▶ Brief: Exactly repeat the material, dropping only the pictures.
______
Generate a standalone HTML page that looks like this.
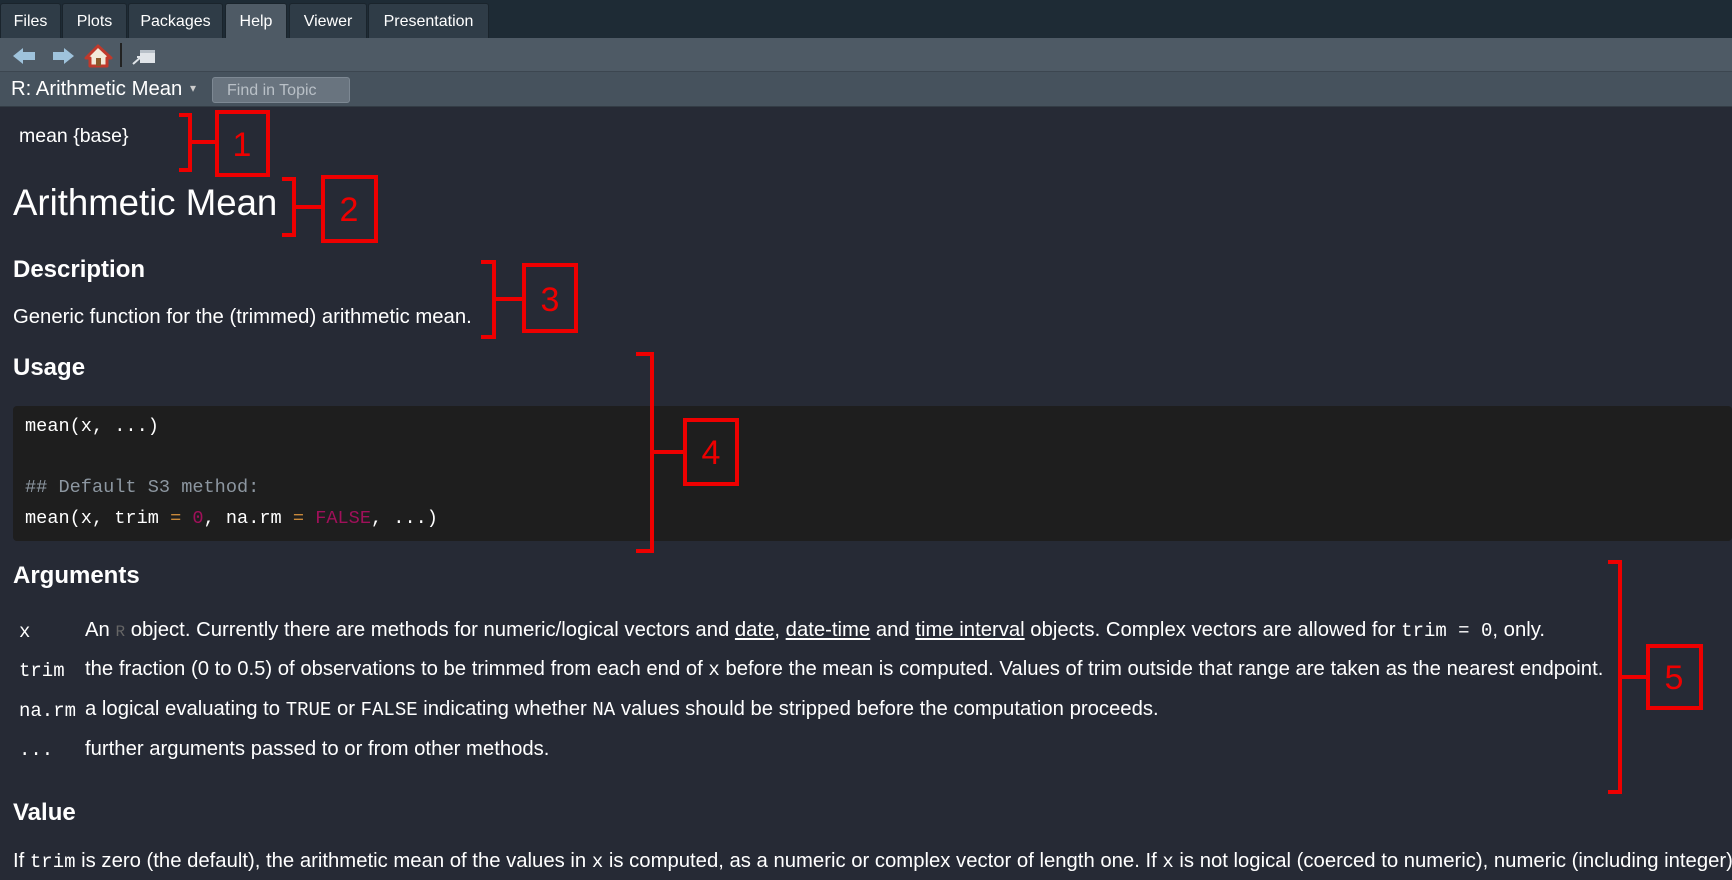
<!DOCTYPE html>
<html><head><meta charset="utf-8"><style>
*{margin:0;padding:0;box-sizing:border-box}
body{width:1732px;height:880px;overflow:hidden;background:#262a35;font-family:"Liberation Sans",Arial,sans-serif;color:#fff;position:relative}
.a{position:absolute;white-space:nowrap}
#tabs{position:absolute;left:0;top:0;width:1732px;height:38px;background:#1e2b35}
.tab{position:absolute;top:3px;height:35px;background:#2f3c47;color:#fff;font-size:16px;line-height:36px;text-align:center;border:1px solid #1a242c;border-bottom:none;border-radius:3px 3px 0 0}
#tb{position:absolute;left:0;top:38px;width:1732px;height:34px;background:#4e5a65;border-bottom:1px solid #3c4650}
#topic{position:absolute;left:0;top:72px;width:1732px;height:35px;background:#46525d;border-bottom:1px solid #333c45}
.mono{font-family:"Liberation Mono","DejaVu Sans Mono",monospace}
.code{position:absolute;left:13px;top:406px;width:1719px;height:135px;background:#1e1e1e;border-radius:4px}
.h{font-weight:bold;font-size:24px}
.p{font-size:20.3px}
.m{font-family:"Liberation Mono",monospace;font-size:19px}
u{text-decoration:underline}
</style></head><body>
<div id="tabs">
<div class="tab" style="left:0;width:61px">Files</div>
<div class="tab" style="left:62px;width:65px">Plots</div>
<div class="tab" style="left:128px;width:95px">Packages</div>
<div class="tab" style="left:225px;width:62px;background:#4e5a65">Help</div>
<div class="tab" style="left:289px;width:78px">Viewer</div>
<div class="tab" style="left:368px;width:121px">Presentation</div>
</div>
<div id="tb">
<svg width="170" height="34" style="position:absolute;left:0;top:0">
<path d="M13 18 L23 10 L23 14 L35 14 L35 22 L23 22 L23 26 Z" fill="#9fc3dc"/>
<path d="M74 18 L64 10 L64 14 L53 14 L53 22 L64 22 L64 26 Z" fill="#9fc3dc"/>
<path d="M86 20 L98 8 L111 20 L107 20 L107 28 L90 28 L90 20 Z" fill="#f2ead9" stroke="#c0392b" stroke-width="3" stroke-linejoin="round"/>
<rect x="96" y="20" width="5" height="8" fill="#8b5a2b"/>
<rect x="120" y="5" width="2" height="24" fill="#222"/>
<rect x="140" y="12" width="15" height="13" fill="#e0e4e8"/>
<rect x="140" y="12" width="15" height="3" fill="#b8c0c8"/>
<path d="M133 26 L141 19 M137 19 L141 19 L141 23" stroke="#e0e4e8" stroke-width="2" fill="none"/>
</svg>
</div>
<div id="topic">
<div class="a" style="left:11px;top:6px;font-size:20.3px">R: Arithmetic Mean</div>
<div class="a" style="left:190px;top:9px;font-size:12px;color:#ccc">▾</div>
<div class="a" style="left:212px;top:5px;width:138px;height:26px;background:#69747f;border:1px solid #7d8893;border-radius:3px;color:#b9c0c7;font-size:16px;line-height:25px;padding-left:14px">Find in Topic</div>
</div>
<div class="a" style="left:19px;top:125px;font-size:19.5px">mean {base}</div>
<div class="a" style="left:13px;top:182px;font-size:36.6px">Arithmetic Mean</div>
<div class="a h" style="left:13px;top:256px">Description</div>
<div class="a p" style="left:13px;top:306px">Generic function for the (trimmed) arithmetic mean.</div>
<div class="a h" style="left:13px;top:354px">Usage</div>
<div class="code"></div>
<div class="a mono" style="left:25px;top:416px;font-size:18.6px">mean(x, ...)</div>
<div class="a mono" style="left:25px;top:477px;font-size:18.6px;color:#8c96a0">## Default S3 method:</div>
<div class="a mono" style="left:25px;top:508px;font-size:18.6px">mean(x, trim <span style="color:#c8883a">=</span> <span style="color:#a0105a">0</span>, na.rm <span style="color:#c8883a">=</span> <span style="color:#a0105a">FALSE</span>, ...)</div>
<div class="a h" style="left:13px;top:562px">Arguments</div>
<div class="a m" style="left:19px;top:621px">x</div>
<div class="a p" style="left:85px;top:619px">An <span class="mono" style="color:#666;font-size:16px">R</span> object. Currently there are methods for numeric/logical vectors and <u>date</u>, <u>date-time</u> and <u>time interval</u> objects. Complex vectors are allowed for <span class="m">trim = 0</span>, only.</div>
<div class="a m" style="left:19px;top:660px">trim</div>
<div class="a p" style="left:85px;top:658px">the fraction (0 to 0.5) of observations to be trimmed from each end of <span class="m">x</span> before the mean is computed. Values of trim outside that range are taken as the nearest endpoint.</div>
<div class="a m" style="left:19px;top:700px">na.rm</div>
<div class="a p" style="left:85px;top:698px">a logical evaluating to <span class="m">TRUE</span> or <span class="m">FALSE</span> indicating whether <span class="m">NA</span> values should be stripped before the computation proceeds.</div>
<div class="a m" style="left:19px;top:739px">...</div>
<div class="a p" style="left:85px;top:738px">further arguments passed to or from other methods.</div>
<div class="a h" style="left:13px;top:799px">Value</div>
<div class="a p" style="left:13px;top:850px">If <span class="m">trim</span> is zero (the default), the arithmetic mean of the values in <span class="m">x</span> is computed, as a numeric or complex vector of length one. If <span class="m">x</span> is not logical (coerced to numeric), numeric (including integer)</div>
<svg width="1732" height="880" style="position:absolute;left:0;top:0" fill="none" stroke="#ee0000" stroke-width="4">
<path d="M179 115 H190 V170 H179 M190 142 H216"/>
<rect x="217" y="112" width="51" height="63"/>
<path d="M282 179 H294 V235 H282 M294 207 H323"/>
<rect x="323" y="177" width="53" height="64"/>
<path d="M481 262 H494 V337 H481 M494 299 H524"/>
<rect x="524" y="265" width="52" height="66"/>
<path d="M636 354 H652 V551 H636 M652 452 H685"/>
<rect x="685" y="420" width="52" height="64"/>
<path d="M1608 562 H1620 V792 H1608 M1620 677 H1648"/>
<rect x="1648" y="646" width="53" height="62"/>
<g fill="#ee0000" stroke="none" font-family="Liberation Sans,sans-serif" font-size="34" text-anchor="middle">
<text x="242" y="156">1</text><text x="349" y="221">2</text><text x="550" y="311">3</text><text x="711" y="464">4</text><text x="1674" y="689">5</text>
</g>
</svg>
</body></html>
______
▶ Task result:
Generate a standalone HTML page that looks like this.
<!DOCTYPE html>
<html><head><meta charset="utf-8"><style>
*{margin:0;padding:0;box-sizing:border-box}
body{width:1732px;height:880px;overflow:hidden;background:#262a35;font-family:"Liberation Sans",Arial,sans-serif;color:#fff;position:relative}
.a{position:absolute;white-space:nowrap}
#tabs{position:absolute;left:0;top:0;width:1732px;height:38px;background:#1e2b35}
.tab{position:absolute;top:3px;height:35px;background:#2f3c47;color:#fff;font-size:16px;line-height:36px;text-align:center;border:1px solid #1a242c;border-bottom:none;border-radius:3px 3px 0 0}
#tb{position:absolute;left:0;top:38px;width:1732px;height:34px;background:#4e5a65;border-bottom:1px solid #3c4650}
#topic{position:absolute;left:0;top:72px;width:1732px;height:35px;background:#46525d;border-bottom:1px solid #333c45}
.mono{font-family:"Liberation Mono","DejaVu Sans Mono",monospace}
.code{position:absolute;left:13px;top:406px;width:1719px;height:135px;background:#1e1e1e;border-radius:4px}
.h{font-weight:bold;font-size:24px}
.p{font-size:20.3px}
.m{font-family:"Liberation Mono",monospace;font-size:19px}
u{text-decoration:underline}
</style></head><body>
<div id="tabs">
<div class="tab" style="left:0;width:61px">Files</div>
<div class="tab" style="left:62px;width:65px">Plots</div>
<div class="tab" style="left:128px;width:95px">Packages</div>
<div class="tab" style="left:225px;width:62px;background:#4e5a65">Help</div>
<div class="tab" style="left:289px;width:78px">Viewer</div>
<div class="tab" style="left:368px;width:121px">Presentation</div>
</div>
<div id="tb">
<svg width="170" height="34" style="position:absolute;left:0;top:0">
<path d="M13 18 L23 10 L23 14 L35 14 L35 22 L23 22 L23 26 Z" fill="#9fc3dc"/>
<path d="M74 18 L64 10 L64 14 L53 14 L53 22 L64 22 L64 26 Z" fill="#9fc3dc"/>
<path d="M86 20 L98 8 L111 20 L107 20 L107 28 L90 28 L90 20 Z" fill="#f2ead9" stroke="#c0392b" stroke-width="3" stroke-linejoin="round"/>
<rect x="96" y="20" width="5" height="8" fill="#8b5a2b"/>
<rect x="120" y="5" width="2" height="24" fill="#222"/>
<rect x="140" y="12" width="15" height="13" fill="#e0e4e8"/>
<rect x="140" y="12" width="15" height="3" fill="#b8c0c8"/>
<path d="M133 26 L141 19 M137 19 L141 19 L141 23" stroke="#e0e4e8" stroke-width="2" fill="none"/>
</svg>
</div>
<div id="topic">
<div class="a" style="left:11px;top:6px;font-size:20.3px">R: Arithmetic Mean</div>
<div class="a" style="left:190px;top:9px;font-size:12px;color:#ccc">▾</div>
<div class="a" style="left:212px;top:5px;width:138px;height:26px;background:#69747f;border:1px solid #7d8893;border-radius:3px;color:#b9c0c7;font-size:16px;line-height:25px;padding-left:14px">Find in Topic</div>
</div>
<div class="a" style="left:19px;top:125px;font-size:19.5px">mean {base}</div>
<div class="a" style="left:13px;top:182px;font-size:36.6px">Arithmetic Mean</div>
<div class="a h" style="left:13px;top:256px">Description</div>
<div class="a p" style="left:13px;top:306px">Generic function for the (trimmed) arithmetic mean.</div>
<div class="a h" style="left:13px;top:354px">Usage</div>
<div class="code"></div>
<div class="a mono" style="left:25px;top:416px;font-size:18.6px">mean(x, ...)</div>
<div class="a mono" style="left:25px;top:477px;font-size:18.6px;color:#8c96a0">## Default S3 method:</div>
<div class="a mono" style="left:25px;top:508px;font-size:18.6px">mean(x, trim <span style="color:#c8883a">=</span> <span style="color:#a0105a">0</span>, na.rm <span style="color:#c8883a">=</span> <span style="color:#a0105a">FALSE</span>, ...)</div>
<div class="a h" style="left:13px;top:562px">Arguments</div>
<div class="a m" style="left:19px;top:621px">x</div>
<div class="a p" style="left:85px;top:619px">An <span class="mono" style="color:#666;font-size:16px">R</span> object. Currently there are methods for numeric/logical vectors and <u>date</u>, <u>date-time</u> and <u>time interval</u> objects. Complex vectors are allowed for <span class="m">trim = 0</span>, only.</div>
<div class="a m" style="left:19px;top:660px">trim</div>
<div class="a p" style="left:85px;top:658px">the fraction (0 to 0.5) of observations to be trimmed from each end of <span class="m">x</span> before the mean is computed. Values of trim outside that range are taken as the nearest endpoint.</div>
<div class="a m" style="left:19px;top:700px">na.rm</div>
<div class="a p" style="left:85px;top:698px">a logical evaluating to <span class="m">TRUE</span> or <span class="m">FALSE</span> indicating whether <span class="m">NA</span> values should be stripped before the computation proceeds.</div>
<div class="a m" style="left:19px;top:739px">...</div>
<div class="a p" style="left:85px;top:738px">further arguments passed to or from other methods.</div>
<div class="a h" style="left:13px;top:799px">Value</div>
<div class="a p" style="left:13px;top:850px">If <span class="m">trim</span> is zero (the default), the arithmetic mean of the values in <span class="m">x</span> is computed, as a numeric or complex vector of length one. If <span class="m">x</span> is not logical (coerced to numeric), numeric (including integer)</div>
<svg width="1732" height="880" style="position:absolute;left:0;top:0" fill="none" stroke="#ee0000" stroke-width="4">
<path d="M179 115 H190 V170 H179 M190 142 H216"/>
<rect x="217" y="112" width="51" height="63"/>
<path d="M282 179 H294 V235 H282 M294 207 H323"/>
<rect x="323" y="177" width="53" height="64"/>
<path d="M481 262 H494 V337 H481 M494 299 H524"/>
<rect x="524" y="265" width="52" height="66"/>
<path d="M636 354 H652 V551 H636 M652 452 H685"/>
<rect x="685" y="420" width="52" height="64"/>
<path d="M1608 562 H1620 V792 H1608 M1620 677 H1648"/>
<rect x="1648" y="646" width="53" height="62"/>
<g fill="#ee0000" stroke="none" font-family="Liberation Sans,sans-serif" font-size="34" text-anchor="middle">
<text x="242" y="156">1</text><text x="349" y="221">2</text><text x="550" y="311">3</text><text x="711" y="464">4</text><text x="1674" y="689">5</text>
</g>
</svg>
</body></html>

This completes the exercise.